January 08, 2006


Last Friday night M. and I went to Pueblo for the (deep breath) Roadless Area Review Task Force Public Hearing, one of several being held around Colorado.

To summarize drastically, this was the latest step of a tedious process going back to the Nixon Administration. Such processes are why the Forest Service has more people staring at computer screens rather than doing things out on the national forests. Now, according to the pro-roadless area activists:

In May, 2005, the Bush administration repealed the national policy — known as the “Roadless Rule” — that protected roadless areas in our National Forests, and replaced it with a process that requires governors to petition the Department of Agriculture in order to seek continued protections for these areas. In response, the Colorado legislature created the Roadless Areas Review Task force to advise the governor in that process. The task force is now holding hearings around the state to discuss these areas and identify any compelling reasons to shift the boundaries and the types of protections offered in the Roadless Rule. Even as the task force review process proceeds, roadless areas are increasingly subject to road-building and other disturbance from oil and gas development, mining, and logging, as industrial and commercial interests are already making plans to degrade these critical areas by opening them up to development.

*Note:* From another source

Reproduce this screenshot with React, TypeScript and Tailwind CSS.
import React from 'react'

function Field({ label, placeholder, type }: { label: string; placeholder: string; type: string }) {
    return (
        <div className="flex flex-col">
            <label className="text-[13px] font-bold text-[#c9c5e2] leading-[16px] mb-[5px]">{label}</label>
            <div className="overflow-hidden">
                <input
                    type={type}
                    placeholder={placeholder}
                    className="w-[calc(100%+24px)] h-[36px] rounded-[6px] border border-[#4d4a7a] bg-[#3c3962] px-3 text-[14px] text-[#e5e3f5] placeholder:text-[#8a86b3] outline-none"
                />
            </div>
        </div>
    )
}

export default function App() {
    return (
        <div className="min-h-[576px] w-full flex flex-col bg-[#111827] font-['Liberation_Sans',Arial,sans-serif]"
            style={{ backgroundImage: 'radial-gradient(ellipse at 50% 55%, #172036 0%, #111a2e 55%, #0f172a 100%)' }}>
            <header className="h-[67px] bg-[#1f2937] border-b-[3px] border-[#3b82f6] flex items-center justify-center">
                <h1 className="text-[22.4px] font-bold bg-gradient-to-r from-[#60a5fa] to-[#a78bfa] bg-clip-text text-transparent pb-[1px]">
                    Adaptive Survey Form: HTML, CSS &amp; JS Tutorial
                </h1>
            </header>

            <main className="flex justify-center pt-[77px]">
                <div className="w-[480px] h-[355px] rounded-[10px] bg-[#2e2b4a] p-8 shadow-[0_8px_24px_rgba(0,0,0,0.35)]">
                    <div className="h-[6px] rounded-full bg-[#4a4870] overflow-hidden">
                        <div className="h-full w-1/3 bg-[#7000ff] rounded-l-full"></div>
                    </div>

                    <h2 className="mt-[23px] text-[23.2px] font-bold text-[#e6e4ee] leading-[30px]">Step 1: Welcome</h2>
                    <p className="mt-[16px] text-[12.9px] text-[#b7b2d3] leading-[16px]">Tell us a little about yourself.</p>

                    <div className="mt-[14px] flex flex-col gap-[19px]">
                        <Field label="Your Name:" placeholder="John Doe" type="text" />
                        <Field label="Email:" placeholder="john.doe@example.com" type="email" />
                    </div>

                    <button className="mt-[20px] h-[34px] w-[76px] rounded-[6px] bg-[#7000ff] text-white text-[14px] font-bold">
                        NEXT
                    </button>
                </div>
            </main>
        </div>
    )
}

According to the Pueblo Chieftain, about 250 people attended. I would put the pro-roadless crowd at a slight majority if I were counting noses. In terms of people getting up to speak, the pro-roadless folks were the definite majority.

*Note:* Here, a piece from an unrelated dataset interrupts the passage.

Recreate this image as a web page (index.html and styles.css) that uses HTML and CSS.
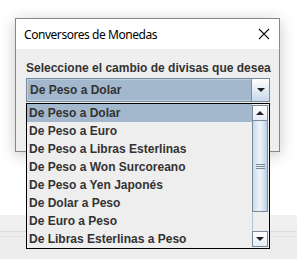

The other side was represented by ATV and dirt bike riders, many of whom, unfortunately, don't realize that "roadless" and "trailless" do not mean the same thing. Like the man from Cheyenne, they seem to care nothing about wildlife, watersheds, or future human generations. They fear only that their motorized recreation might be disrupted. In fact, as one more-informed speaker pointed out, more than 80 percent of "roadless" areas on Colorado national forests are open to ATVs and motorcycles on designated trails.

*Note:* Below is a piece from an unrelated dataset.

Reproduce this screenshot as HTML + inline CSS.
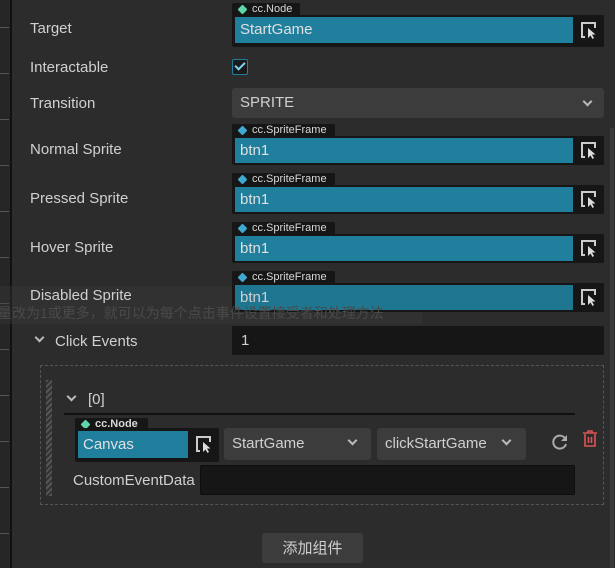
<!DOCTYPE html><html><head><meta charset="utf-8"><style>
*{margin:0;padding:0;box-sizing:border-box}
body{width:615px;height:568px;background:#2c2c2c;position:relative;overflow:hidden;font-family:"Liberation Sans","Noto Sans CJK SC",sans-serif;font-size:15px;color:#cfcfcf}
.a{position:absolute}
.lbl{position:absolute;left:30px;font-size:15px;color:#d0d0d0;line-height:16px;margin-top:1px}
.tag{position:absolute;height:13px;background:#161616;border-radius:2px 2px 0 0;font-size:11px;color:#d8d8d8;line-height:13px;padding-left:20px}
.tag i{position:absolute;left:7px;top:3px;width:7px;height:7px;transform:rotate(45deg);border-radius:1px}
.box{position:absolute;background:#161616;border-radius:2px}
.blue{position:absolute;background:#1f7f9c;color:#e0e0e0;font-size:15px;line-height:26px;padding-left:5px}
.pick{position:absolute;width:18px;height:18px}
.sel{position:absolute;background:#3c3c3c;border-radius:3px;color:#d0d0d0;line-height:30px;padding-left:8px}
.chev{position:absolute;width:7px;height:7px;border-right:2px solid #bbb;border-bottom:2px solid #bbb;transform:rotate(45deg)}
</style></head><body>
<svg width="0" height="0" style="position:absolute"><defs><symbol id="pk" viewBox="0 0 18 18"><path d="M5 16H2V2H15V7" fill="none" stroke="#ccc" stroke-width="2"/><path d="M8 7L8 17L10.5 14.5L12.5 18L14 17L12 13.5L15.5 13.5Z" fill="#ddd"/></symbol></defs></svg>
<div class="a" style="left:0;top:0;width:10px;height:568px;background:#262626"></div>
<div class="a" style="left:10px;top:0;width:2px;height:568px;background:#111"></div>
<div class="a" style="left:0;top:27px;width:9px;height:1px;background:#555"></div>
<div class="a" style="left:0;top:73px;width:9px;height:1px;background:#555"></div>
<div class="a" style="left:0;top:119px;width:9px;height:1px;background:#555"></div>
<div class="a" style="left:0;top:165px;width:9px;height:1px;background:#555"></div>
<div class="a" style="left:0;top:211px;width:9px;height:1px;background:#555"></div>
<div class="a" style="left:0;top:257px;width:9px;height:1px;background:#555"></div>
<div class="a" style="left:0;top:303px;width:9px;height:1px;background:#555"></div>
<div class="a" style="left:0;top:349px;width:9px;height:1px;background:#555"></div>
<div class="a" style="left:0;top:395px;width:9px;height:1px;background:#555"></div>
<div class="a" style="left:0;top:441px;width:9px;height:1px;background:#555"></div>
<div class="a" style="left:0;top:487px;width:9px;height:1px;background:#555"></div>
<div class="a" style="left:0;top:533px;width:9px;height:1px;background:#555"></div>
<div class="a" style="left:610px;top:128px;width:4px;height:440px;background:#3a3a3a"></div>

<div class="lbl" style="top:20px">Target</div>
<div class="tag" style="left:232px;top:3px;width:68px">cc.Node<i style="background:#5ed6a8"></i></div>
<div class="box" style="left:232px;top:15px;width:372px;height:32px"></div>
<div class="blue" style="left:235px;top:17px;width:338px;height:26px">StartGame</div>
<svg class="pick" style="left:580px;top:21px"><use href="#pk"/></svg>

<div class="lbl" style="top:59px">Interactable</div>
<div class="a" style="left:232px;top:59px;width:16px;height:16px;background:#1a1a1a;border:1px solid #1f7f9c;border-radius:2px"></div>
<div class="a" style="left:237px;top:60px;width:6px;height:10px;border-right:2px solid #7fd3f0;border-bottom:2px solid #7fd3f0;transform:rotate(45deg)"></div>

<div class="lbl" style="top:95px">Transition</div>
<div class="sel" style="left:232px;top:88px;width:372px;height:30px">SPRITE</div>
<div class="chev" style="left:584px;top:98px"></div>

<div class="lbl" style="top:141px">Normal Sprite</div>
<div class="tag" style="left:232px;top:124px;width:103px">cc.SpriteFrame<i style="background:#3fa9d0"></i></div>
<div class="box" style="left:232px;top:136px;width:372px;height:29px"></div>
<div class="blue" style="left:235px;top:138px;width:338px;height:25px">btn1</div>
<svg class="pick" style="left:580px;top:141px"><use href="#pk"/></svg>

<div class="lbl" style="top:190px">Pressed Sprite</div>
<div class="tag" style="left:232px;top:173px;width:103px">cc.SpriteFrame<i style="background:#3fa9d0"></i></div>
<div class="box" style="left:232px;top:185px;width:372px;height:29px"></div>
<div class="blue" style="left:235px;top:187px;width:338px;height:25px">btn1</div>
<svg class="pick" style="left:580px;top:190px"><use href="#pk"/></svg>

<div class="lbl" style="top:239px">Hover Sprite</div>
<div class="tag" style="left:232px;top:222px;width:103px">cc.SpriteFrame<i style="background:#3fa9d0"></i></div>
<div class="box" style="left:232px;top:234px;width:372px;height:29px"></div>
<div class="blue" style="left:235px;top:236px;width:338px;height:25px">btn1</div>
<svg class="pick" style="left:580px;top:239px"><use href="#pk"/></svg>

<div class="a" style="left:0;top:286px;width:422px;height:38px;background:rgba(60,60,60,0.35)"></div>
<div class="lbl" style="top:287px">Disabled Sprite</div>
<div class="tag" style="left:232px;top:271px;width:103px">cc.SpriteFrame<i style="background:#3fa9d0"></i></div>
<div class="box" style="left:232px;top:283px;width:372px;height:29px"></div>
<div class="blue" style="left:235px;top:285px;width:338px;height:25px;opacity:.92">btn1</div>
<svg class="pick" style="left:580px;top:288px"><use href="#pk"/></svg>
<div class="a" style="left:-2px;top:303px;font-size:14px;color:#4a4a4a;white-space:nowrap">量改为1或更多，就可以为每个点击事件设置接受者和处理方法</div>

<div class="chev" style="left:36px;top:334px"></div>
<div class="a" style="left:55px;top:333px;color:#d0d0d0">Click Events</div>
<div class="box" style="left:232px;top:326px;width:372px;height:29px;color:#d0d0d0;padding:6px 9px">1</div>

<div class="a" style="left:40px;top:365px;width:564px;height:140px;border:1px dashed #555"></div>
<div class="a" style="left:46px;top:380px;width:6px;height:116px;background:repeating-linear-gradient(135deg,#555 0 2px,#333 2px 4px)"></div>
<div class="chev" style="left:68px;top:393px"></div>
<div class="a" style="left:88px;top:391px;color:#d0d0d0">[0]</div>
<div class="a" style="left:64px;top:413px;width:511px;height:2px;background:#111"></div>

<div class="tag" style="left:75px;top:418px;width:73px;font-weight:bold">cc.Node<i style="background:#5ed6a8"></i></div>
<div class="box" style="left:75px;top:428px;width:144px;height:34px"></div>
<div class="blue" style="left:78px;top:431px;width:110px;height:27px;line-height:28px">Canvas</div>
<svg class="pick" style="left:195px;top:435px"><use href="#pk"/></svg>
<div class="sel" style="left:224px;top:428px;width:147px;height:32px;line-height:32px">StartGame</div>
<div class="chev" style="left:349px;top:437px"></div>
<div class="sel" style="left:377px;top:428px;width:149px;height:32px;line-height:32px">clickStartGame</div>
<div class="chev" style="left:503px;top:437px"></div>
<svg class="a" style="left:551px;top:433px" width="18" height="18" viewBox="0 0 18 18"><path d="M14.5 6A6.5 6.5 0 1 0 15 11" fill="none" stroke="#aaa" stroke-width="2"/><path d="M16 2V8H10Z" fill="#aaa"/></svg>
<svg class="a" style="left:582px;top:430px" width="16" height="17" viewBox="0 0 16 17"><path d="M1 3H15M6 3V1H10V3M3 4V16H13V4M6.5 7V13M9.5 7V13" fill="none" stroke="#e05555" stroke-width="1.6"/></svg>
<div class="a" style="left:73px;top:472px;color:#d0d0d0">CustomEventData</div>
<div class="box" style="left:200px;top:465px;width:375px;height:30px;border:1px solid #0e0e0e"></div>

<div class="a" style="left:262px;top:533px;width:101px;height:30px;background:#3c3c3c;border-radius:3px;text-align:center;line-height:31px;color:#d0d0d0">添加组件</div>
</body></html>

One little irony: trying to walk on both sides of the fence in a classic bureaucratic way, Bob Leaverton, supervisor of the Pike and San Isabel national forests, said he was all for continued management of roadless areas as roadless--provided his people could have access for forest-fire fighting.

Immediately before that statement, he had projected a series of map slides. One showed how the immense Hayman Fire of 2002 (southwest of Denver) had burned right through the most heavily roaded part of the Pike NF. Meanwhile, the adjacent Lost Creek Wilderness Area came through mostly untouched. Pay attention to the slide, Bob.

The meeting ended only twenty minutes late. I had a chance to speak. There were no fistfights. No one had vandalized the Jeep's "Wilderness: A Great Place to Hunt and Fish" bumper sticker. So it was a successful public meeting.